Гончарова, это слово тогда звучало победой. В этом имени мне всегда слышалась – и виделась – закинутая голова.

 

         (Голова с заносом,

         Волоса с забросом!)

 

Это имя – оглавляло. Та же революция до революции, как «Война и мир» Маяковского, как никем не замеченная тогда книга Пастернака «Поверх барьеров».

 

И когда я – в прошлом уже! – 1928 году летом – впервые увидела Гончарову с вовсе не закинутой головой, я поняла, насколько она выросла. Все закинутые головы – для начала.

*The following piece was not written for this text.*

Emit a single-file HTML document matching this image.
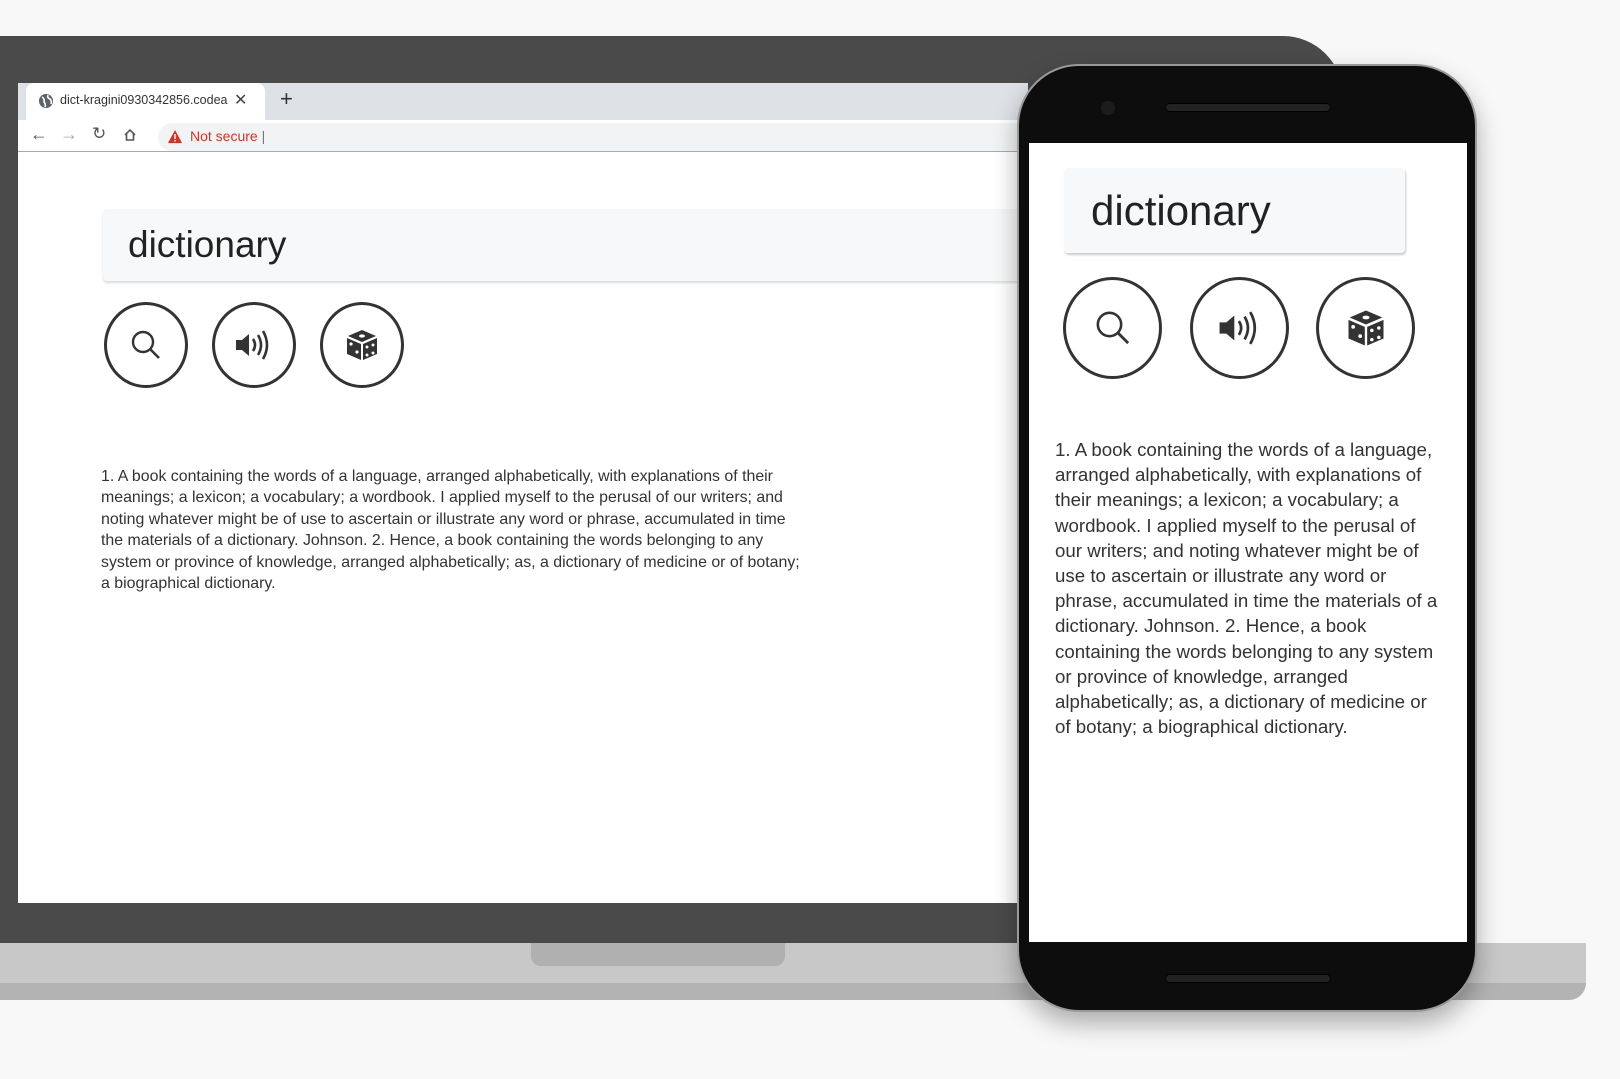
<!DOCTYPE html>
<html><head><meta charset="utf-8">
<style>
*{margin:0;padding:0;box-sizing:border-box}
body{width:1620px;height:1079px;background:#f8f8f8;position:relative;overflow:hidden;font-family:"Liberation Sans",sans-serif}
.abs{position:absolute}
.lap{left:0;top:36px;width:1343px;height:908px;background:#4a4a4a;border-radius:0 60px 0 0}
.base1{left:0;top:943px;width:1586px;height:40px;background:#c8c8c8}
.base2{left:0;top:983px;width:1586px;height:17px;background:#b3b3b3;border-radius:0 0 40px 0}
.notch{left:531px;top:943px;width:254px;height:23px;background:#b0b0b0;border-radius:0 0 10px 10px}
.screen{left:18px;top:83px;width:1010px;height:820px;background:#fff;overflow:hidden}
.tabbar{left:0;top:0;width:100%;height:37px;background:#dee1e6}
.tab{left:8px;top:0;width:239px;height:37px;background:#fff;border-radius:8px 8px 0 0}
.addr{left:0;top:37px;width:100%;height:32px;background:#fff;border-bottom:1px solid #aaa}
.omni{left:140px;top:3px;width:900px;height:28px;background:#f1f3f4;border-radius:14px}
.circ{border:3px solid #333;border-radius:50%;display:flex;align-items:center;justify-content:center;background:#fff}
.phone{left:1017px;top:64px;width:460px;height:948px;background:#0d0d0d;border-radius:62px;box-shadow:0 12px 25px rgba(0,0,0,.3);border:2px solid #9a9a9a}
.pscreen{left:1029px;top:143px;width:438px;height:799px;background:#fff}
</style></head><body>
<div class="abs lap"></div>
<div class="abs base1"></div>
<div class="abs base2"></div>
<div class="abs notch"></div>
<div class="abs screen">
  <div class="abs tabbar"></div>
  <div class="abs tab">
    <svg class="abs" style="left:12px;top:10px" width="16" height="16" viewBox="0 0 16 16"><circle cx="8" cy="8" r="7" fill="#5f6368"/><path d="M4 4 Q7 6 6 9 Q8 11 7 14 M10 2 Q9 5 12 6 Q14 8 13 11" stroke="#fff" stroke-width="1.6" fill="none"/></svg>
    <div class="abs" style="left:34px;top:10px;font-size:12.5px;color:#333;white-space:nowrap;width:168px;overflow:hidden">dict-kragini0930342856.codeanyapp</div>
    <div class="abs" style="left:208px;top:7px;font-size:16px;color:#444">✕</div>
  </div>
  <div class="abs" style="left:262px;top:3px;font-size:22px;color:#333">+</div>
  <div class="abs addr">
    <div class="abs" style="left:12px;top:4px;font-size:18px;color:#555">←</div>
    <div class="abs" style="left:42px;top:4px;font-size:18px;color:#aaa">→</div>
    <div class="abs" style="left:74px;top:4px;font-size:17px;color:#555">↻</div>
    <svg class="abs" style="left:105px;top:8px" width="14" height="14" viewBox="0 0 14 14"><path d="M2 7 L7 2 L12 7 M3.5 6 V12 H10.5 V6" stroke="#555" stroke-width="1.6" fill="none"/></svg>
    <div class="abs omni">
      <svg class="abs" style="left:10px;top:7px" width="14" height="13" viewBox="0 0 14 13"><path d="M7 0 L14 13 H0Z" fill="#d93025"/><rect x="6.3" y="4" width="1.4" height="5" fill="#fff"/><rect x="6.3" y="10" width="1.4" height="1.4" fill="#fff"/></svg>
      <div class="abs" style="left:32px;top:5px;font-size:14px;color:#d93025">Not secure <span style="color:#777">|</span></div>
    </div>
  </div>
  <div class="abs" style="left:85px;top:126px;width:960px;height:72px;background:#f7f8f9;box-shadow:0 2px 2px #ddd;border-radius:4px"></div>
  <div class="abs" style="left:110px;top:141px;font-size:37px;color:#222">dictionary</div>
  <div class="abs circ" style="left:86px;top:219px;width:84px;height:86px">
    <svg width="36" height="36" viewBox="0 0 36 36"><circle cx="15" cy="15" r="10" stroke="#333" stroke-width="2.4" fill="none"/><path d="M22 22 L31 31" stroke="#333" stroke-width="2.6"/></svg></div>
  <div class="abs circ" style="left:194px;top:219px;width:84px;height:86px">
    <svg width="44" height="36" viewBox="0 0 44 36"><path d="M4 13 H10 L17 7 V29 L10 23 H4Z" fill="#333"/><path d="M21 12 Q25 18 21 24 M26 8 Q32 18 26 28 M31 4 Q39 18 31 32" stroke="#333" stroke-width="2.6" fill="none"/></svg></div>
  <div class="abs circ" style="left:302px;top:219px;width:84px;height:86px">
    <svg width="36" height="36" viewBox="0 0 36 36"><path d="M18 3 L32 9 L18 15 L4 9Z" fill="#333"/><path d="M3 11 L17 17 V33 L3 27Z M19 17 L33 11 V27 L19 33Z" fill="#333"/><ellipse cx="18" cy="9" rx="3" ry="1.6" fill="#fff"/><circle cx="7" cy="17" r="1.6" fill="#fff"/><circle cx="13" cy="25" r="1.6" fill="#fff"/><circle cx="23" cy="20" r="1.5" fill="#fff"/><circle cx="29" cy="18" r="1.5" fill="#fff"/><circle cx="23" cy="28" r="1.5" fill="#fff"/><circle cx="29" cy="26" r="1.5" fill="#fff"/></svg></div>
  <div class="abs" style="left:83px;top:383px;font-size:15.9px;line-height:21.4px;color:#333;white-space:nowrap">1. A book containing the words of a language, arranged alphabetically, with explanations of their<br>meanings; a lexicon; a vocabulary; a wordbook. I applied myself to the perusal of our writers; and<br>noting whatever might be of use to ascertain or illustrate any word or phrase, accumulated in time<br>the materials of a dictionary. Johnson. 2. Hence, a book containing the words belonging to any<br>system or province of knowledge, arranged alphabetically; as, a dictionary of medicine or of botany;<br>a biographical dictionary.</div>
</div>
<div class="abs phone"></div>
<div class="abs" style="left:1165px;top:103px;width:166px;height:9px;background:#222;border-radius:5px;border:1px solid #000"></div>
<div class="abs" style="left:1101px;top:101px;width:14px;height:14px;background:#1c1c1c;border-radius:50%"></div>
<div class="abs" style="left:1165px;top:974px;width:166px;height:9px;background:#222;border-radius:5px;border:1px solid #000"></div>
<div class="abs pscreen">
  <div class="abs" style="left:35px;top:25px;width:341px;height:85px;background:#f7f8f9;box-shadow:1px 2px 2px #ccc;border-radius:4px"></div>
  <div class="abs" style="left:62px;top:44px;font-size:42px;color:#222">dictionary</div>
  <div class="abs circ" style="left:34px;top:134px;width:99px;height:102px">
    <svg width="42" height="42" viewBox="0 0 36 36"><circle cx="15" cy="15" r="10" stroke="#333" stroke-width="2.2" fill="none"/><path d="M22 22 L31 31" stroke="#333" stroke-width="2.4"/></svg></div>
  <div class="abs circ" style="left:161px;top:134px;width:99px;height:102px">
    <svg width="50" height="42" viewBox="0 0 44 36"><path d="M4 13 H10 L17 7 V29 L10 23 H4Z" fill="#333"/><path d="M21 12 Q25 18 21 24 M26 8 Q32 18 26 28 M31 4 Q39 18 31 32" stroke="#333" stroke-width="2.4" fill="none"/></svg></div>
  <div class="abs circ" style="left:287px;top:134px;width:99px;height:102px">
    <svg width="42" height="42" viewBox="0 0 36 36"><path d="M18 3 L32 9 L18 15 L4 9Z" fill="#333"/><path d="M3 11 L17 17 V33 L3 27Z M19 17 L33 11 V27 L19 33Z" fill="#333"/><ellipse cx="18" cy="9" rx="3" ry="1.6" fill="#fff"/><circle cx="7" cy="17" r="1.6" fill="#fff"/><circle cx="13" cy="25" r="1.6" fill="#fff"/><circle cx="23" cy="20" r="1.5" fill="#fff"/><circle cx="29" cy="18" r="1.5" fill="#fff"/><circle cx="23" cy="28" r="1.5" fill="#fff"/><circle cx="29" cy="26" r="1.5" fill="#fff"/></svg></div>
  <div class="abs" style="left:26px;top:294px;font-size:18.7px;line-height:25.2px;color:#333;white-space:nowrap">1. A book containing the words of a language,<br>arranged alphabetically, with explanations of<br>their meanings; a lexicon; a vocabulary; a<br>wordbook. I applied myself to the perusal of<br>our writers; and noting whatever might be of<br>use to ascertain or illustrate any word or<br>phrase, accumulated in time the materials of a<br>dictionary. Johnson. 2. Hence, a book<br>containing the words belonging to any system<br>or province of knowledge, arranged<br>alphabetically; as, a dictionary of medicine or<br>of botany; a biographical dictionary.</div>
</div>
</body></html>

Закидывает сила молодости (задор!), вызревшая сила скорее голову – клонит.

 

Но одно осталось – с забросом.

 

Внешнее явление Гончаровой. Первое: мужественность. – Настоятельницы монастыря. – Молодой настоятельницы. Прямота черт и взгляда, серьезность – о, не суровость! – всего облика. Человек, которому все всерьез. Почти без улыбки, но когда улыбка – прелестная.

 

Платье, глаза, волосы – в цвет. «Самый покойный из всех…» Не серый.

 

Легкость походки, неслышность ее. При этой весомости головы – почти скольжение. То же с голосом. Тишина не монашенки, всегда отдающая громами. Тишина над громами. За-громная.

 

Жест короткий, насущный, человека, который занят делом.

 

– Моя первая встреча с Вами через Чурилина, «Весна после смерти».

 

– Нет, была и раньше. Вы не помните?

 

Гляжу назад, в собственный затылок, в поднебесье.

 

– Вы ведь в IV гимназии учились?

 

– И в четвертой.

 

– Ну, вот. Вы, очевидно, были в приготовительном, а я кончала. И вот как-то после уроков наша классная дама, Вера Петровна такая, с попугаячьим носом, – «За Цветаевой нынче не пришли. Проводите ее домой. Вы ведь соседки?» Я взяла Вас за руку, и мы пошли.

 

– И мы пошли.

 

Дорого бы я дала теперь, чтобы сейчас идти за теми двумя следом.

 

 

 

Четвертая гимназия. Красные иксы балюстрады вокруг пруда-»прудов» – Патриарших. Первый гимназический год, как всё последующее, меняла школы, как классы и города, как школы – без друзей, с любовью к какой-нибудь одной, недосягаемой, ибо старшей, – с неизменным сочувствием все тех же трех учителей – русского, немецкого, французского, – с неизменным презрением прочих. Патриаршие пруды, красные фланелевые штаны, восемь лет, иду за руку с Натальей Гончаровой.